Antes de esto, Torracoglioni y su novia insistieron largamente en comprar cosas para la excursión del día siguiente en una tienda justo al lado del hotel. La verdad es que no veía necesidad alguna, ya que era viernes por la tarde y al día siguiente tiempo habría de comprar lo necesario para estar todo el día triscando por ahí, pero fue tal la insistencia y mi falta de ganas de debate que acabamos por ir. Dejamos que ellos se encargasen de la compra, más que nada por aburrimiento. De lo que tenían en esa tienda de comestibles apenas yo compraría nada para dárselo a mis gatos, que temo lo despreciarían por malo, así que adopté, y junto a mí también Barnabas y Eli, una actitud de desidia pura.

Pronto regresamos al hotel.
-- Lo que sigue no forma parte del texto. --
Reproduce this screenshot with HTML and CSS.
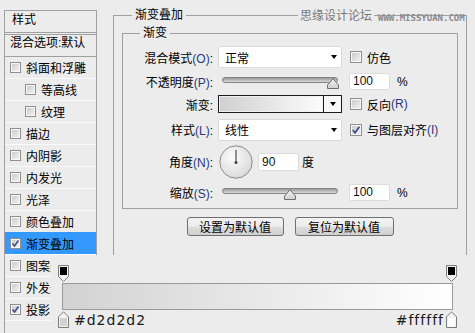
FILE: index.html
```html
<!DOCTYPE html>
<html>
<head>
  <meta charset="utf-8">
  <title>图层样式 - 渐变叠加</title>
  <link rel="stylesheet" href="styles.css">
</head>
<body>
<div class="dialog">

  <div class="styles-list">
    <div class="list-title">样式</div>
    <div class="list-blend">混合选项:默认</div>
    <div class="list-item"><span class="cb"></span>斜面和浮雕</div>
    <div class="list-item sub"><span class="cb"></span>等高线</div>
    <div class="list-item sub"><span class="cb"></span>纹理</div>
    <div class="list-item"><span class="cb"></span>描边</div>
    <div class="list-item"><span class="cb"></span>内阴影</div>
    <div class="list-item"><span class="cb"></span>内发光</div>
    <div class="list-item"><span class="cb"></span>光泽</div>
    <div class="list-item"><span class="cb"></span>颜色叠加</div>
    <div class="list-item selected"><span class="cb"><svg width="9" height="9" viewBox="0 0 9 9"><path d="M1.5 4.5 L3.5 7 L7.5 1.5" fill="none" stroke="#3b4f8c" stroke-width="1.6"/></svg></span>渐变叠加</div>
    <div class="list-item"><span class="cb"></span>图案叠加</div>
    <div class="list-item"><span class="cb"></span>外发光</div>
    <div class="list-item"><span class="cb"><svg width="9" height="9" viewBox="0 0 9 9"><path d="M1.5 4.5 L3.5 7 L7.5 1.5" fill="none" stroke="#3b4f8c" stroke-width="1.6"/></svg></span>投影</div>
    <div class="list-item"></div>
  </div>

  <div class="panel">
    <fieldset class="group">
      <legend>渐变叠加</legend>

      <fieldset class="group inner">
        <legend>渐变</legend>

        <div class="row r1">
          <span class="lbl">混合模式<span class="key">(O)</span>:</span>
          <div class="select">正常<span class="arrow"></span></div>
          <div class="check"><span class="cb big"></span>仿色</div>
        </div>

        <div class="row r2">
          <span class="lbl">不透明度<span class="key">(P)</span>:</span>
          <div class="slider">
            <div class="track"></div>
            <svg class="thumb" style="left: 109px" width="12" height="11" viewBox="0 0 12 11"><defs><linearGradient id="tg1" x1="0" y1="0" x2="0" y2="1"><stop offset="0" stop-color="#f4f4f4"/><stop offset="1" stop-color="#cfcfcf"/></linearGradient></defs><path d="M0.5 10.5 V7 L6 0.8 L11.5 7 V10.5 Z" fill="url(#tg1)" stroke="#6f6f6f"/></svg>
          </div>
          <div class="field">100</div>
          <span class="unit">%</span>
        </div>

        <div class="row r3">
          <span class="lbl">渐变:</span>
          <div class="swatch">
            <div class="swatch-fill"></div>
            <div class="swatch-btn"><span class="arrow big"></span></div>
          </div>
          <div class="check"><span class="cb big"></span>反向<span class="key">(R)</span></div>
        </div>

        <div class="row r4">
          <span class="lbl">样式<span class="key">(L)</span>:</span>
          <div class="select">线性<span class="arrow"></span></div>
          <div class="check"><span class="cb big"><svg width="10" height="10" viewBox="0 0 10 10"><path d="M1.8 5 L4 7.8 L8.4 1.8" fill="none" stroke="#3b4f8c" stroke-width="1.7"/></svg></span>与图层对齐<span class="key">(I)</span></div>
        </div>

        <div class="row r5">
          <span class="lbl">角度<span class="key">(N)</span>:</span>
          <svg class="dial" width="34" height="34" viewBox="0 0 34 34">
            <defs>
              <radialGradient id="dg" cx="0.4" cy="0.35" r="0.7">
                <stop offset="0" stop-color="#fbfbfb"/>
                <stop offset="1" stop-color="#d9d9d9"/>
              </radialGradient>
            </defs>
            <circle cx="17" cy="17" r="16.2" fill="url(#dg)" stroke="#8a8a8a"/>
            <line x1="17" y1="17.5" x2="17" y2="5" stroke="#5a5a5a" stroke-width="1.3"/>
            <circle cx="17" cy="17.5" r="1.6" fill="#4a4a4a"/>
          </svg>
          <div class="field angle">90</div>
          <span class="unit deg">度</span>
        </div>

        <div class="row r6">
          <span class="lbl">缩放<span class="key">(S)</span>:</span>
          <div class="slider">
            <div class="track"></div>
            <svg class="thumb" style="left: 66px" width="12" height="11" viewBox="0 0 12 11"><defs><linearGradient id="tg2" x1="0" y1="0" x2="0" y2="1"><stop offset="0" stop-color="#f4f4f4"/><stop offset="1" stop-color="#cfcfcf"/></linearGradient></defs><path d="M0.5 10.5 V7 L6 0.8 L11.5 7 V10.5 Z" fill="url(#tg2)" stroke="#6f6f6f"/></svg>
          </div>
          <div class="field">100</div>
          <span class="unit">%</span>
        </div>
      </fieldset>

      <div class="buttons">
        <button type="button">设置为默认值</button>
        <button type="button" class="wide">复位为默认值</button>
      </div>
    </fieldset>
  </div>
</div>

<div class="watermark">
  <span class="wm-cn">思缘设计论坛</span>
  <span class="wm-url">WWW.MISSYUAN.COM</span>
</div>

<div class="grad-editor">
  <div class="stops">
    <svg width="11" height="18" viewBox="0 0 11 18"><path d="M0.5 0.5 H10.5 V11.5 L5.5 16.5 L0.5 11.5 Z" fill="#f2f2f2" stroke="#7c7c7c"/><rect x="2" y="2" width="7" height="8" fill="#000"/></svg>
    <svg width="11" height="18" viewBox="0 0 11 18"><path d="M0.5 0.5 H10.5 V11.5 L5.5 16.5 L0.5 11.5 Z" fill="#f2f2f2" stroke="#7c7c7c"/><rect x="2" y="2" width="7" height="8" fill="#000"/></svg>
  </div>
  <div class="bar"></div>
  <div class="stops bottom">
    <svg width="11" height="18" viewBox="0 0 11 18"><path d="M5.5 0.8 L10.5 5.8 V16.5 H0.5 V5.8 Z" fill="#f2f2f2" stroke="#7c7c7c"/><rect x="2" y="7" width="7" height="8" fill="#d2d2d2"/></svg>
    <span class="hex">#d2d2d2</span>
    <span class="hex right">#ffffff</span>
    <svg width="11" height="18" viewBox="0 0 11 18"><path d="M5.5 0.8 L10.5 5.8 V16.5 H0.5 V5.8 Z" fill="#f2f2f2" stroke="#7c7c7c"/><rect x="2" y="7" width="7" height="8" fill="#ffffff"/></svg>
  </div>
</div>
</body>
</html>
```

FILE: styles.css
```css
html, body {
  margin: 0;
  padding: 0;
  width: 475px;
  height: 333px;
  overflow: hidden;
  background: #ececec;
  color: #000;
  font: 12px "Liberation Sans", "Noto Sans CJK SC", sans-serif;
}

.dialog { display: flex; align-items: flex-start; }

/* left list of styles */
.styles-list {
  width: 91px;
  height: 330px;
  margin: 10px 0 0 4px;
  border: 1px solid #a0a0a0;
  border-bottom: none;
  flex: none;
}
.list-title {
  height: 21px;
  line-height: 18px;
  padding-left: 7px;
  border-bottom: 3px double #a0a0a0;
}
.list-blend {
  height: 21px;
  line-height: 16px;
  padding-left: 5px;
  border-bottom: 1px solid #a0a0a0;
}
.list-item {
  height: 21px;
  padding-left: 5px;
  border-bottom: 1px solid #fafafa;
  display: flex;
  align-items: center;
  white-space: nowrap;
}
.list-item.sub { padding-left: 20px; }
.list-item.selected { background: #3399ff; box-shadow: 0 -1px 0 #3399ff; }

.cb {
  width: 11px;
  height: 11px;
  box-sizing: border-box;
  border: 1px solid #8f8f8f;
  background: linear-gradient(135deg, #c8c8c8, #f4f4f4);
  box-shadow: inset 0 0 0 1px #f8f8f8;
  margin-right: 5px;
  flex: none;
  display: flex;
  align-items: center;
  justify-content: center;
}
.cb svg { display: block; }
.cb.big { width: 12px; height: 12px; }

/* right panel */
.panel { margin-left: 16px; }

.group {
  margin: 7px 0 0 0;
  width: 354px;
  box-sizing: border-box;
  padding: 2px 8px 40px 8px;
  border: 1px solid #a0a0a0;
}
.group legend {
  margin-left: 10px;
  padding: 0 3px;
  line-height: 16px;
}
.group.inner {
  margin: 0;
  width: 336px;
  padding: 5px 0 8px 0;
}
.group.inner legend { margin-left: 17px; }

.row { display: flex; align-items: center; margin-top: 5px; }
.row.r1 { margin-top: 0; height: 22px; }
.row.r2 { height: 17px; }
.row.r3 { height: 18px; }
.row.r4 { height: 23px; }
.row.r5 { height: 33px; margin-top: 4px; }
.row.r6 { height: 15px; margin-top: 7px; }

.lbl {
  width: 90px;
  margin-right: 5px;
  text-align: right;
  flex: none;
  white-space: nowrap;
}
.key { color: #2a3878; }

.select {
  width: 124px;
  height: 22px;
  box-sizing: border-box;
  background: #fff;
  border: 1px solid #dadada;
  border-radius: 2px;
  padding: 0 4px 0 6px;
  display: flex;
  align-items: center;
  justify-content: space-between;
  flex: none;
}
.arrow {
  width: 0;
  height: 0;
  border-top: 4px solid #000;
  border-left: 3px solid transparent;
  border-right: 3px solid transparent;
}
.arrow.big { border-left-width: 3.5px; border-right-width: 3.5px; }

.check {
  margin-left: 8px;
  display: flex;
  align-items: center;
  white-space: nowrap;
}

.slider {
  position: relative;
  width: 124px;
  height: 16px;
  flex: none;
}
.track {
  margin: 3px 4px 0 4px;
  height: 6px;
  box-sizing: border-box;
  border: 1px solid #858585;
  border-radius: 3px;
  background: linear-gradient(#999, #dadada);
}
.thumb { position: absolute; top: 4px; display: block; }

.field {
  width: 41px;
  height: 17px;
  box-sizing: border-box;
  margin-left: 7px;
  padding-left: 3px;
  line-height: 15px;
  background: #fff;
  border: 1px solid #dcdcdc;
  border-radius: 2px;
  color: #111;
  flex: none;
}
.field.angle { margin-left: 5px; height: 18px; line-height: 16px; }
.unit { margin-left: 7px; }
.unit.deg { margin-left: 3px; }

.swatch {
  width: 124px;
  height: 18px;
  box-sizing: border-box;
  border: 1px solid #1c1c1c;
  display: flex;
  flex: none;
}
.swatch-fill {
  flex: 1;
  background: linear-gradient(to right, #d0d0d0, #fdfdfd);
  box-shadow: inset 0 0 0 1px #f0f0f0;
}
.swatch-btn {
  width: 17px;
  border-left: 1px solid #1c1c1c;
  background: #f8f8f8;
  display: flex;
  align-items: center;
  justify-content: center;
}

.dial { display: block; margin-left: 1px; flex: none; }

.buttons {
  display: flex;
  justify-content: center;
  gap: 11px;
  margin-top: 8px;
}
.buttons button {
  width: 97px;
  height: 19px;
  padding: 0;
  font: 12px "Liberation Sans", "Noto Sans CJK SC", sans-serif;
  color: #000;
  border: 1px solid #707070;
  border-radius: 3px;
  background: linear-gradient(#f3f3f3 0, #ebebeb 50%, #dddddd 51%, #cfcfcf 100%);
}
.buttons button.wide { width: 99px; }

/* watermark on top border */
.watermark {
  position: absolute;
  top: 9px;
  left: 298px;
  display: flex;
  align-items: flex-start;
}
.wm-cn {
  background: #ececec;
  color: #7a7a7a;
  padding: 0 2px;
  line-height: 14px;
}
.wm-url {
  margin: 5px 0 0 4px;
  font: bold 9px/9px "DejaVu Sans Mono", monospace;
  color: #8a8a8a;
}

/* gradient editor strip lying over the dialog */
.grad-editor {
  position: absolute;
  left: 51px;
  top: 255px;
  right: 0;
  bottom: 0;
  background: #ececec;
  padding: 10px 22px 0 11px;
}
.stops {
  display: flex;
  justify-content: space-between;
  margin: 0 -4px;
  height: 18px;
}
.stops svg { display: block; }
.stops.bottom {
  margin-top: 1px;
  align-items: center;
  justify-content: flex-start;
}
.bar {
  height: 27px;
  box-sizing: border-box;
  border: 1px solid #9a9a9a;
  background: linear-gradient(to right, #d2d2d2, #fff);
}
.hex {
  margin-left: 5px;
  font: 14px "DejaVu Sans", sans-serif;
  letter-spacing: 1px;
  color: #1a1a1a;
}
.hex.right { margin-left: auto; margin-right: 2px; }
```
Una vez allí no sé explicar qué pasó, porque Eli, Barnabas y yo íbamos por delante y subimos a nuestro apartamento. Deseaba dejar el pescado en la nevera y cambiarme la camiseta, que se había manchado y entré en mi cuarto para ello. Al salir topé de lleno con los 190 cm de Torracoglioni y, sin darme tiempo a averiguar qué hacía allí empieza a berrearme una serie de quejas en forma de imprecaciones irritantes. La discusión continuó después en un tono menos vehemente pero no por ello menos áspero. Y con igual cizaña. Logré calmarme medianamente. Estaba bastante enfadado y tenía ganas de acabar con esa pantomima para volver a casa y cocinar el pescado. En el camino de vuelta arranqué un par de hojas de laurel de un arbusto.

Lógicamente la cena no fue todo lo buena que debiera ser. Más que nada porque no tenía ya más ganas de aplacar los ánimos de nadie y mi cabreo era ostensible y evidente. La suerte hizo que acudiesen a cenar con una actitud más calmada, y Torracoglioni con algunas muestras de arrepentimiento, pero el daño estaba hecho. Esa noche sólo fue una tregua, e incluso el paseo que dimos luego calmó sólo superficialmente las iras y puñetas contenidas. Y eso que el pueblo era bonito. Situado en un golfo, pegado al mar, con colores suaves que funden el cielo con el agua, podía considerarse un lugar de los que suelo buscar en mis viajes y guardar en mis recuerdos. Pero toda percepción de belleza se acompaña de forma indefectible de una parte puramente afectiva, así que aquel día mi percepción fue sombría. Incluso bajé a la playa, pequeña y oscura, sólo para destensar mis nervios azotados. Eli me había prevenido sobre este viaje, y no la hice caso. Y ahora resuena en mi mente la vieja canción: "Ya no queda casi nadie de los de antes. Y los que hay, han cambiado". En mala hora me iba a enterar.